Abstract

Abstract – Korean has a large inventory of sentence-final particles and connectives whose origins are ultimately traceable to quotative constructions. Certain self-quoted questions which appear in the form of a direct quote, i.e. those without any linkers to the host clause, developed into modal markers in conjunction with adjacent verbs in the main clause, thus becoming far removed from their original quotative function. Most of these modal markers also began to develop into clausal connectives simply by having their collocational sentence enders replaced with connectives. In a more dramatic fashion, the self-quoted questions formed a paradigm of connectives, dramatic in that they appear in bare form with no host verbs. The question markers were structurally reinterpreted as connectives and acquired functions from pragmatic inference in relation to a context. This development is largely due to the role of discursive strategies and also involves functional change, attributable to analogy. The development of these constructions triggered the development of multiple forms in other paradigms through analogy by virtue of their semantic and morphosyntactic resemblances.

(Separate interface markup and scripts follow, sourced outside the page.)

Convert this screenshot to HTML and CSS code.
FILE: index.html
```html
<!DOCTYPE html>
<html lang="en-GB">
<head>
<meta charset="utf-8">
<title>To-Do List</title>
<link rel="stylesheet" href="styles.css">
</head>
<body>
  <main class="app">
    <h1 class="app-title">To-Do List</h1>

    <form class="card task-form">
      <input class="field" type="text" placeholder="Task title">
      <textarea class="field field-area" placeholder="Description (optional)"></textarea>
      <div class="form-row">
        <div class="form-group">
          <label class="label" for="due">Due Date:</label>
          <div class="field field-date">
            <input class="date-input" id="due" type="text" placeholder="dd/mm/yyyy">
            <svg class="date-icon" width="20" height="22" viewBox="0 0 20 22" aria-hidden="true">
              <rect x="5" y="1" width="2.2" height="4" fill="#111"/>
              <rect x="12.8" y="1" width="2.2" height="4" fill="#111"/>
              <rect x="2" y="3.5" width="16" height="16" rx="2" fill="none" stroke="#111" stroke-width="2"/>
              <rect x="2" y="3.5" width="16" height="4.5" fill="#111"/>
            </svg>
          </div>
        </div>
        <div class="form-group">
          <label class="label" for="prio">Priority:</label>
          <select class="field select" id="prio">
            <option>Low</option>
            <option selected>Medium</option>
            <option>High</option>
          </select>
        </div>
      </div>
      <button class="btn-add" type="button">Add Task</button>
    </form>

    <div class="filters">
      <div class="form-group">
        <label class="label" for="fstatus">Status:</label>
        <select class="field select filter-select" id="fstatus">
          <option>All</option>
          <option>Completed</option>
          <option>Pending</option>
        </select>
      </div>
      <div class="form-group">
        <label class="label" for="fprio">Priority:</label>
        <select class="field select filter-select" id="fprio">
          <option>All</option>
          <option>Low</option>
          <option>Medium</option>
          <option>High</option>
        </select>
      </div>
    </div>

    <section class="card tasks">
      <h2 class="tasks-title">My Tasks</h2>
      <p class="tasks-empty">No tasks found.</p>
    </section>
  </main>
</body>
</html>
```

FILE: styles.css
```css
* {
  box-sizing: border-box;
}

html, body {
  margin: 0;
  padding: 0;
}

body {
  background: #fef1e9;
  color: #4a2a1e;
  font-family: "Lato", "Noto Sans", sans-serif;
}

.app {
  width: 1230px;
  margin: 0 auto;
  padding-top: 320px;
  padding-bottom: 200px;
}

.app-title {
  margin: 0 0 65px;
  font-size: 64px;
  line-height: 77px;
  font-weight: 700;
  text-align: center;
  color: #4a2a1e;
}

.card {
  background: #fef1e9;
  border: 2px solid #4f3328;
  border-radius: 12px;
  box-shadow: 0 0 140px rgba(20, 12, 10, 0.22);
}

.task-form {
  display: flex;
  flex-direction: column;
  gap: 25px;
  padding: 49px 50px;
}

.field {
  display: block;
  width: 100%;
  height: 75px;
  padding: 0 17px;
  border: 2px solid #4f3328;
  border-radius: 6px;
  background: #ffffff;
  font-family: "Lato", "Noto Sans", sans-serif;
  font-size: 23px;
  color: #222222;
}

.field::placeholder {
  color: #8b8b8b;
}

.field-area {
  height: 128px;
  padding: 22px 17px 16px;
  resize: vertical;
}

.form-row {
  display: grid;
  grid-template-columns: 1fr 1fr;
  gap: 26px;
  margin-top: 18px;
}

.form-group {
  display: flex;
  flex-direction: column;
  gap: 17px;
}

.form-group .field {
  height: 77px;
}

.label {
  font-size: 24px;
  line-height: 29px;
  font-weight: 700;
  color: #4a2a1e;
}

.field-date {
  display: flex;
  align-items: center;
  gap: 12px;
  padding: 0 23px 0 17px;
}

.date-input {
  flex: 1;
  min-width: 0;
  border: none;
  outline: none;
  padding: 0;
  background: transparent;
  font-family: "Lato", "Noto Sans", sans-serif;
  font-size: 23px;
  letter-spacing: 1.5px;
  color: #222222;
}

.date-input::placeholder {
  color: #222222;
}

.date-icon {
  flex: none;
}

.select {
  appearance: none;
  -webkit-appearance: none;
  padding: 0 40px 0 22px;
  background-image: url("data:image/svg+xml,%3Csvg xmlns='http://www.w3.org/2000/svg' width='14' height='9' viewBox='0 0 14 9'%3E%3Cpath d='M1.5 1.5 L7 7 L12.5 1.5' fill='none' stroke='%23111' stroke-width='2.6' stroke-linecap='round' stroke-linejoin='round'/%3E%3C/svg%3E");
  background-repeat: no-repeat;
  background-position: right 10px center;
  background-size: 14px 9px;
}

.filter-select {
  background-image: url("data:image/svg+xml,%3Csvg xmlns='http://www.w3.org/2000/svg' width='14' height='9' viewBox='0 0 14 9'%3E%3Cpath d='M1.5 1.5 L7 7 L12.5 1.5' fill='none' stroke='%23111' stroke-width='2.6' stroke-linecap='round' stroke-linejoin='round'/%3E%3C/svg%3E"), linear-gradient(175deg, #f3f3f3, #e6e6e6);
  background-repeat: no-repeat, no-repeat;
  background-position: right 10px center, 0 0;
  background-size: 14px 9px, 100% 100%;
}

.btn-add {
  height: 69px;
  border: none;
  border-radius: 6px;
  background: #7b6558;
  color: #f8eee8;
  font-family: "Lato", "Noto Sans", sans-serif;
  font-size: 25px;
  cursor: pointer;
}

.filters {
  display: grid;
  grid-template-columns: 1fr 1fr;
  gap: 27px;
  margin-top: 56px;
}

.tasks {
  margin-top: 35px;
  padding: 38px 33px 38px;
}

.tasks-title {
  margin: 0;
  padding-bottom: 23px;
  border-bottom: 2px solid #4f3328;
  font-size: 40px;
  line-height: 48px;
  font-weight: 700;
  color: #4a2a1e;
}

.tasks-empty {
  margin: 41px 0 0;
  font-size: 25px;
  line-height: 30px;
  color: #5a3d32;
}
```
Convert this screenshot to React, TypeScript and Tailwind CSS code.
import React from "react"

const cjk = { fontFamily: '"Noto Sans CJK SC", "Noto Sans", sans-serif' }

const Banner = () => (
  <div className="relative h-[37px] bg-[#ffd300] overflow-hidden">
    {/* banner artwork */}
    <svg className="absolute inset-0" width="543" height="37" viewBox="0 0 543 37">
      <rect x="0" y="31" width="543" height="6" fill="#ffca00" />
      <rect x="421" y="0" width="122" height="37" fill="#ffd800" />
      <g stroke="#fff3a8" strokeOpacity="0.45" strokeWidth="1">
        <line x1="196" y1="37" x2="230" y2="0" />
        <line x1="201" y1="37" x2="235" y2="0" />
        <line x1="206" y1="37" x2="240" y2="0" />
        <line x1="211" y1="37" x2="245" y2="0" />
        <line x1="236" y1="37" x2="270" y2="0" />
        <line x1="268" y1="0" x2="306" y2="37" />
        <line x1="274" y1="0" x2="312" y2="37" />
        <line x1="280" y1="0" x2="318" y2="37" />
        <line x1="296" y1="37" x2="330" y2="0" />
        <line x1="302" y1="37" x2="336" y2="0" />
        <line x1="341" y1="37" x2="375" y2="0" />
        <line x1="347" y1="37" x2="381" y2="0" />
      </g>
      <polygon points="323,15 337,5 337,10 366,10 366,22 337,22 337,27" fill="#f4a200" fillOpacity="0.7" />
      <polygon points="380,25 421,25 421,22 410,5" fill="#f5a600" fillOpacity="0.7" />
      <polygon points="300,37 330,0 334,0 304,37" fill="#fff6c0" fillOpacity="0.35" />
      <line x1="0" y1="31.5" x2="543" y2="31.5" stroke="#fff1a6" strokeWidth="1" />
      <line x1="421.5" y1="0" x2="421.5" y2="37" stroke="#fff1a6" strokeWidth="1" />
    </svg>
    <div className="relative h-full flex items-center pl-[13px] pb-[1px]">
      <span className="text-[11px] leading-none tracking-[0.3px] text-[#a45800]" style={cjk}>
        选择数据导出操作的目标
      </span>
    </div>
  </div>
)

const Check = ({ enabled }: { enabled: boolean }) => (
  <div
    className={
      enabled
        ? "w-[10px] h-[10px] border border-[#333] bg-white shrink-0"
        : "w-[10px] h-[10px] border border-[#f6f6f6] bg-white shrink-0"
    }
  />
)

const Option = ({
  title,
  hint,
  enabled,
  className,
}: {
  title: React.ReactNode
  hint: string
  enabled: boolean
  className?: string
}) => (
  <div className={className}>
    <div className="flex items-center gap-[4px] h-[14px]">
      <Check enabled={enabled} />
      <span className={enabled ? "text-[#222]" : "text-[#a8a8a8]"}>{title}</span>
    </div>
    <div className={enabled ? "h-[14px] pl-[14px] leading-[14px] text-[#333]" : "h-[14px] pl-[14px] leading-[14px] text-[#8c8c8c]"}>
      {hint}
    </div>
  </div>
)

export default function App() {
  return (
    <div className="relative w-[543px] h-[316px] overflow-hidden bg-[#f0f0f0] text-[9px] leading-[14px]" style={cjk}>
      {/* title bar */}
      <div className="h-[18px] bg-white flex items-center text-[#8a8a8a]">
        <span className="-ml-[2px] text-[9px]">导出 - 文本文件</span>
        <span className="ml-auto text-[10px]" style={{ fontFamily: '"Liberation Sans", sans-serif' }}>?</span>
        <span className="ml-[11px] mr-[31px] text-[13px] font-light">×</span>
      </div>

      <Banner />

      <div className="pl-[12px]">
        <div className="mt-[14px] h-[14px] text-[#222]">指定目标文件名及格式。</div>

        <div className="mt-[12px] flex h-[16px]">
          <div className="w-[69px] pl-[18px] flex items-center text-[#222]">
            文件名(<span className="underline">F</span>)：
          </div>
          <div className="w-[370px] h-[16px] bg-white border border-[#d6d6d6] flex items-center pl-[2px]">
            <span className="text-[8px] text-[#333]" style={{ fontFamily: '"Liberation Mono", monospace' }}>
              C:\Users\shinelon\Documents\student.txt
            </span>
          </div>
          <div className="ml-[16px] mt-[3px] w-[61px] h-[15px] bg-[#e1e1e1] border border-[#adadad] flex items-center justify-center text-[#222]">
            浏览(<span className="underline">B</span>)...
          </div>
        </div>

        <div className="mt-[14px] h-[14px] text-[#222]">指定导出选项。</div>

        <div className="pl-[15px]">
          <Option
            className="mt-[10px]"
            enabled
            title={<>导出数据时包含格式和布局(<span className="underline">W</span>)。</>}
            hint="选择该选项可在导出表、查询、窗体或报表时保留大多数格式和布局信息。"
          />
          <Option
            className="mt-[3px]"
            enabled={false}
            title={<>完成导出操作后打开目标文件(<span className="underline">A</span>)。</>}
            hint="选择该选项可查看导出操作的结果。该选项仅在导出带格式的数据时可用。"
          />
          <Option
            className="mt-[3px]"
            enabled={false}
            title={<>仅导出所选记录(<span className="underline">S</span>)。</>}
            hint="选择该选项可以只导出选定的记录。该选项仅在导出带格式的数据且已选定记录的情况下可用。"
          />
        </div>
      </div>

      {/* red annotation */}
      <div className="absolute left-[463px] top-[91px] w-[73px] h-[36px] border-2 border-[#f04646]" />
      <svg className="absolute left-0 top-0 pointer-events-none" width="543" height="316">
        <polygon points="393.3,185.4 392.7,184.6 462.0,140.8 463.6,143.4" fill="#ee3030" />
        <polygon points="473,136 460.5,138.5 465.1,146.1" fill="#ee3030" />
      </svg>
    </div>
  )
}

These constructions grammaticalized into grammatical markers in the semantic domains of evidentiality, epistemicity and emotional stance, such as inferential evidentiality, speaker’s tentativeness in volition, evaluation of states of affairs, apprehensive emotion, etc., as well as the more discursive functions of dramatizing a narrative or engaging the audience by means of feigned interactivity, i.e. posing self-raised questions and volunteering answers to these. This paper analyzes the grammaticalization processes based on the data taken from a historical corpus.